Keep only the lines that hold the string "React", filtering out the rest of the entries below.

Records to process:
+++
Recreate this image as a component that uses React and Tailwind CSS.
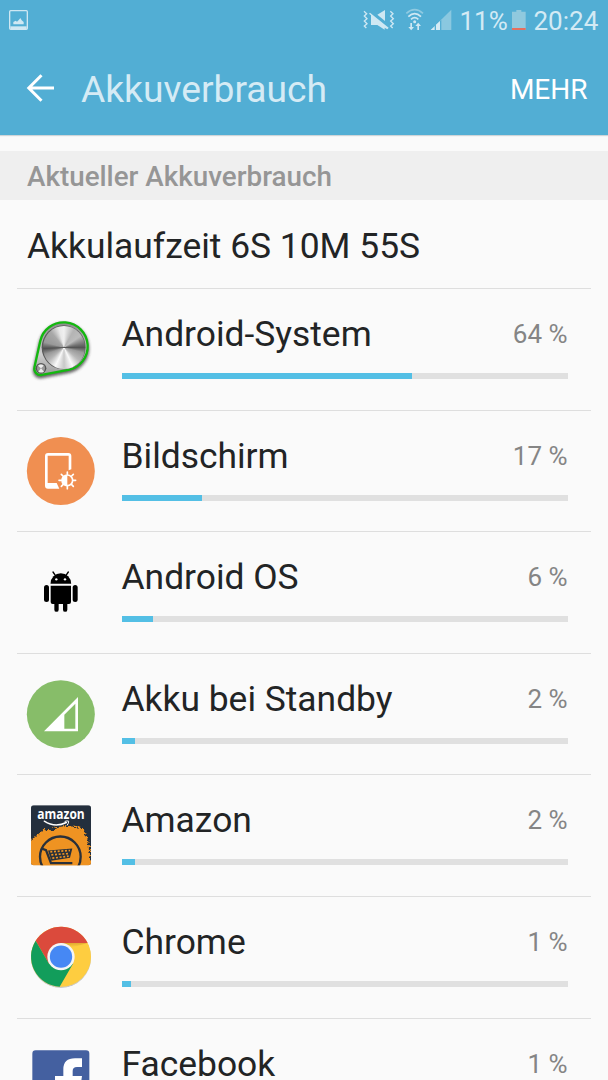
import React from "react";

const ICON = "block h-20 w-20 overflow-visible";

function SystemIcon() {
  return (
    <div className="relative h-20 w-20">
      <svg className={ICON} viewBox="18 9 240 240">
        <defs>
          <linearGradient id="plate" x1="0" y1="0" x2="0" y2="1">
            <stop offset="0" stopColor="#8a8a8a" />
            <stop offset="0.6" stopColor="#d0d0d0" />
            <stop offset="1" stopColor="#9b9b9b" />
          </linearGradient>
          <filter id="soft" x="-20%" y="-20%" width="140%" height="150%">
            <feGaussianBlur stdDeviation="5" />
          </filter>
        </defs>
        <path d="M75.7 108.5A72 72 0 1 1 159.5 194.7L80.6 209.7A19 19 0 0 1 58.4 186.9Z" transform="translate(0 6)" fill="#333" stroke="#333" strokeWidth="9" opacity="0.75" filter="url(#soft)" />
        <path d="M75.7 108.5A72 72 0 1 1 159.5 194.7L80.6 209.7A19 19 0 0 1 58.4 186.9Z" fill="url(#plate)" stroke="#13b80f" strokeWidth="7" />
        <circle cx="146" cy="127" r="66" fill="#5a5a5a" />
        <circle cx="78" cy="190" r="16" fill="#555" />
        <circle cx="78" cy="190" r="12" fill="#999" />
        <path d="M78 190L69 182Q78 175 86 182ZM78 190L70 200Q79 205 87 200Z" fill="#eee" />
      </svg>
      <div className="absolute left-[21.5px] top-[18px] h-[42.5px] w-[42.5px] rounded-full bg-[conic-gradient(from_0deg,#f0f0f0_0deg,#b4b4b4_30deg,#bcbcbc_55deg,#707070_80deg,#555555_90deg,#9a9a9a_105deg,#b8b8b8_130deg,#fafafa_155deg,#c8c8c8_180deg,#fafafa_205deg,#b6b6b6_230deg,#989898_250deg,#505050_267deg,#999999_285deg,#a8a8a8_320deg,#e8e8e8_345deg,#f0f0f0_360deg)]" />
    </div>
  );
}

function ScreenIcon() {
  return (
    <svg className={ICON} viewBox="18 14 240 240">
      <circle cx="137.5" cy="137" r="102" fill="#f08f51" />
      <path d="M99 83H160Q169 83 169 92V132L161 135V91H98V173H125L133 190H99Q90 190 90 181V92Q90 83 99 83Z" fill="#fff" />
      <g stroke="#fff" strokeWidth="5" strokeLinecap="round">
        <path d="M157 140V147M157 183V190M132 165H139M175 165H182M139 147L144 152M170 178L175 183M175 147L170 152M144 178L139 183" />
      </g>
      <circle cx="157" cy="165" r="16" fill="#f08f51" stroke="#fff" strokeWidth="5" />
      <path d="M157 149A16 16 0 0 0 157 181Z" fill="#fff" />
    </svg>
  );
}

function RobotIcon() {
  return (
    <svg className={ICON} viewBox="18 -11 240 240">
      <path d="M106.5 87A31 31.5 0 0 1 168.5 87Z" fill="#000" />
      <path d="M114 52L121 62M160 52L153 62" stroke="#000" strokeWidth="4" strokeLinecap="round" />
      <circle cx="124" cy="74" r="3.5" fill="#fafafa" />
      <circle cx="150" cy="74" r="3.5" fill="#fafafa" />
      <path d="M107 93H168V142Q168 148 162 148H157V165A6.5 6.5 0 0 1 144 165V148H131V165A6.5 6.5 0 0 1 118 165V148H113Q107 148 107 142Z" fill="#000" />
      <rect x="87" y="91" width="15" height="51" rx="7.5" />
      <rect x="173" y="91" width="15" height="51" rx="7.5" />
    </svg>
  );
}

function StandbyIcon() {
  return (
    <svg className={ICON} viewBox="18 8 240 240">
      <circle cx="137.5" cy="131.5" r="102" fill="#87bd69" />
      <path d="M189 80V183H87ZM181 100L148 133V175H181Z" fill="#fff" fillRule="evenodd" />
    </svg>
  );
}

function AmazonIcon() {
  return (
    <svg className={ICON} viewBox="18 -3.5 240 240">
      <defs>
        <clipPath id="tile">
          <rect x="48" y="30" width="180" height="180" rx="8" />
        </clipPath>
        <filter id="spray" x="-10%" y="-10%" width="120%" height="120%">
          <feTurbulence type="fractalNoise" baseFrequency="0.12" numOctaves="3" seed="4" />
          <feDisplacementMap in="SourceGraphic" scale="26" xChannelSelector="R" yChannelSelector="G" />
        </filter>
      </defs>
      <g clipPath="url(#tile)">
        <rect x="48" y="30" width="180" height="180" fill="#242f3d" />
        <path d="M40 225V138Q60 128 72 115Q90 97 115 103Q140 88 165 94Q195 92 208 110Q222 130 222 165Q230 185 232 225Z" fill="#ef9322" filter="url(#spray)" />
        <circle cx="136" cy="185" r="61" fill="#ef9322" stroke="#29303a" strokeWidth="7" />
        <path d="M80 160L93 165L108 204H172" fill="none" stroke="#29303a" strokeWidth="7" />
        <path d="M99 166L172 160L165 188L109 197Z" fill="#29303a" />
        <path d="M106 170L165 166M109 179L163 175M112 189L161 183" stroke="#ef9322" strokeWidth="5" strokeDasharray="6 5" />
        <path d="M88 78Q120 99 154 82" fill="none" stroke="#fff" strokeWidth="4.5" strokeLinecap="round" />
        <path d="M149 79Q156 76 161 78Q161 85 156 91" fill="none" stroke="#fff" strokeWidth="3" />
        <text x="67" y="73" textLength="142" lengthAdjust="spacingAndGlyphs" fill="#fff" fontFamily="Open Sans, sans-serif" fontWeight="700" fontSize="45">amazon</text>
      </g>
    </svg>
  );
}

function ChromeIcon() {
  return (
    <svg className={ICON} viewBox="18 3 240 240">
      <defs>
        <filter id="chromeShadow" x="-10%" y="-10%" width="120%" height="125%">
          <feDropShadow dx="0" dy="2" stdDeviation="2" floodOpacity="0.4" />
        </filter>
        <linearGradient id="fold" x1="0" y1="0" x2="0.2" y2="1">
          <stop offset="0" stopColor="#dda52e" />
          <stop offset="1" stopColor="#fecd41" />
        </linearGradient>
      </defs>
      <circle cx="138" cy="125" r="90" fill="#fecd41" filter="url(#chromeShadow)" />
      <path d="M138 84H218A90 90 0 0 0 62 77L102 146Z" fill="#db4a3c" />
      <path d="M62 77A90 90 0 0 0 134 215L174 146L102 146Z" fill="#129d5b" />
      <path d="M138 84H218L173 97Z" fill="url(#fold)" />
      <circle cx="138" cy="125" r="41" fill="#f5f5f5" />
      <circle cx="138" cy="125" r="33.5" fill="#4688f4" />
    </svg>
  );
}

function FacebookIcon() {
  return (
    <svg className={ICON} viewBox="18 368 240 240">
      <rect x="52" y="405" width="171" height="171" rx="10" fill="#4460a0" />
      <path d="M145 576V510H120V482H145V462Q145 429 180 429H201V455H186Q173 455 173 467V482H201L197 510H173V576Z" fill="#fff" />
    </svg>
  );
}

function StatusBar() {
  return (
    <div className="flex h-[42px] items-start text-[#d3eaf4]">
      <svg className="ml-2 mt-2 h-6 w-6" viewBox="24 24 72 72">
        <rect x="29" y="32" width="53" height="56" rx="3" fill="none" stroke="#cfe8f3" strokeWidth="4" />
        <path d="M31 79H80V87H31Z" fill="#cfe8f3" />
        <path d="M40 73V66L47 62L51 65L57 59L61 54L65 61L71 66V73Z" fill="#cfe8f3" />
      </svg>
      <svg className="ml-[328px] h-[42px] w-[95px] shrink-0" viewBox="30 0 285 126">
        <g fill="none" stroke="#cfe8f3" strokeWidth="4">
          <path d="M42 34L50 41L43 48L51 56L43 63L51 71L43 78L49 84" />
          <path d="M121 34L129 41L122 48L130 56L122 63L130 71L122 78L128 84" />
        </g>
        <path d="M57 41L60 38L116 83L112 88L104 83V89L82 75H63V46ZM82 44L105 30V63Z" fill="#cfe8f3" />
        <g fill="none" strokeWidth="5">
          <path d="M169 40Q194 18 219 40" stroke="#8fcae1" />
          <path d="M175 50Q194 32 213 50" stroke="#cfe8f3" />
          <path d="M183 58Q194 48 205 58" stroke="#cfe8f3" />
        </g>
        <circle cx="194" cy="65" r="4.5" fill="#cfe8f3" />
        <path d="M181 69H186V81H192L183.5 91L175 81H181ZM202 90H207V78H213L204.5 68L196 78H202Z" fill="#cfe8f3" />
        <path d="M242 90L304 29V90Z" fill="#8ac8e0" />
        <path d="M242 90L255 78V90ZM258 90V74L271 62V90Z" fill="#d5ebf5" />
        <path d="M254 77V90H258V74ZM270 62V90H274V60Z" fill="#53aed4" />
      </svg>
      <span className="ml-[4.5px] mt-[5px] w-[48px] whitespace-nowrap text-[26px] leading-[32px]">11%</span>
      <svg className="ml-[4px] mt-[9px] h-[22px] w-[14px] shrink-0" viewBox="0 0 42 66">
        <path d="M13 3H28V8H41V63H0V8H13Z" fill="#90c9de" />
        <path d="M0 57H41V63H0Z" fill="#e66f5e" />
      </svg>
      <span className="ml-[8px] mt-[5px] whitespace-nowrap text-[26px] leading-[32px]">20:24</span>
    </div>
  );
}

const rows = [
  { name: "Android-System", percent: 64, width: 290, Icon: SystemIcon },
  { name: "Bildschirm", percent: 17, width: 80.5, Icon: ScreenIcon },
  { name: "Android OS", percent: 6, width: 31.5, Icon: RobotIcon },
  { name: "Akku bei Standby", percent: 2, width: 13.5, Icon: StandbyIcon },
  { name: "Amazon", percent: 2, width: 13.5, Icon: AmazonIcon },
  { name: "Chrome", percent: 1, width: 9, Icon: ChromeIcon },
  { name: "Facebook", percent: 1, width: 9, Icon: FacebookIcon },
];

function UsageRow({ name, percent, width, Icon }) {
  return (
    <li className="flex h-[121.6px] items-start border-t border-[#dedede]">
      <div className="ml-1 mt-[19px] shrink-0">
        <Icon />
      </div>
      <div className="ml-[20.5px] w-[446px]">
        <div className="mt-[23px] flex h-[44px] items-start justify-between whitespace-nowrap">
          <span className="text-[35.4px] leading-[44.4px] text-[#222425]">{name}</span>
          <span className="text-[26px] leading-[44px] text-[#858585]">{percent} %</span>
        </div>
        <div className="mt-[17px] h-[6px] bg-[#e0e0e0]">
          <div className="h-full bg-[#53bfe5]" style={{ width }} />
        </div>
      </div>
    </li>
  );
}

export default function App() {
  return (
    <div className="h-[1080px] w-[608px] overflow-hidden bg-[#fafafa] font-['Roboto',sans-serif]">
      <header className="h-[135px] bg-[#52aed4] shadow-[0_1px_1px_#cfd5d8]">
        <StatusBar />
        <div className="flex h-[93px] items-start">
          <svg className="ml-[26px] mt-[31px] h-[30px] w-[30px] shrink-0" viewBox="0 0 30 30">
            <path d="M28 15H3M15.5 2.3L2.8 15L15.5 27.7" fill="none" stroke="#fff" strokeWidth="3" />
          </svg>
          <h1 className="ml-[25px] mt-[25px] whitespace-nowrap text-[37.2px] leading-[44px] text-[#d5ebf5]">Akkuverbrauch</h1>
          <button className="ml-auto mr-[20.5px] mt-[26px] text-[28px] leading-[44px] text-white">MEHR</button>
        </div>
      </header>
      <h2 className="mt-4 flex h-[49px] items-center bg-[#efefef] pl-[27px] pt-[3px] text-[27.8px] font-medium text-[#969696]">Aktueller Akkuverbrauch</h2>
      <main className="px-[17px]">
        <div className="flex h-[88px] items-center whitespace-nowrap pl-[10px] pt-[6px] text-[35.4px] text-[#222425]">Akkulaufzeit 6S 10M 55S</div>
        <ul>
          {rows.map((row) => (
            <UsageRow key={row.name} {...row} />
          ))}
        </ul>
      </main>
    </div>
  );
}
+++
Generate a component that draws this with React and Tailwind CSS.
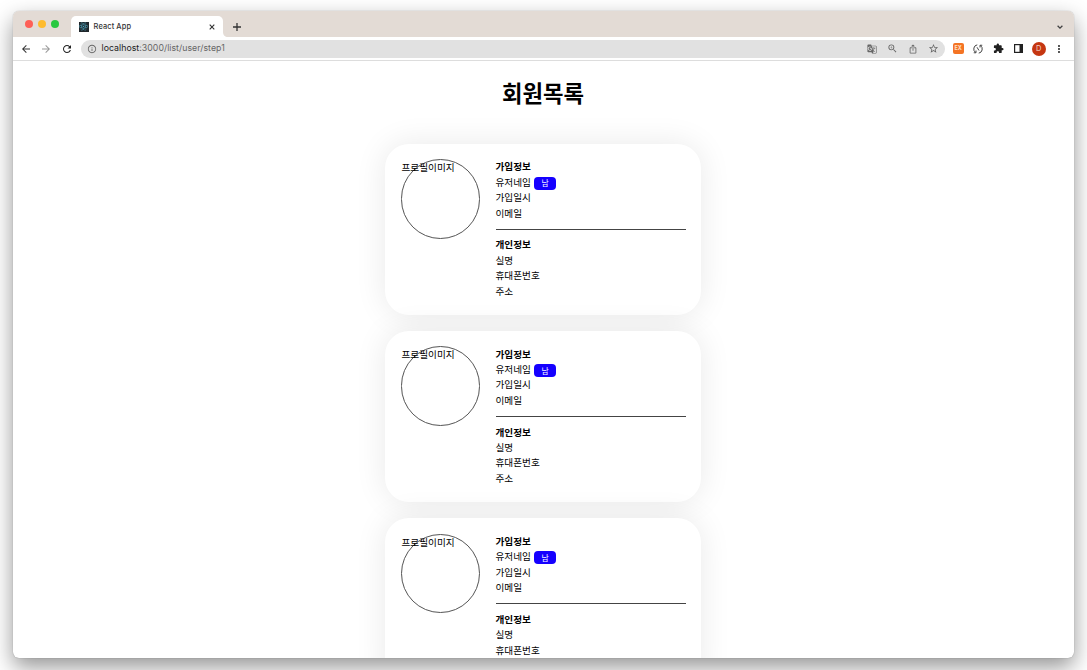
+++
Exercise result:
Recreate this image as a component that uses React and Tailwind CSS.
import React from "react";
Generate a component that draws this with React and Tailwind CSS.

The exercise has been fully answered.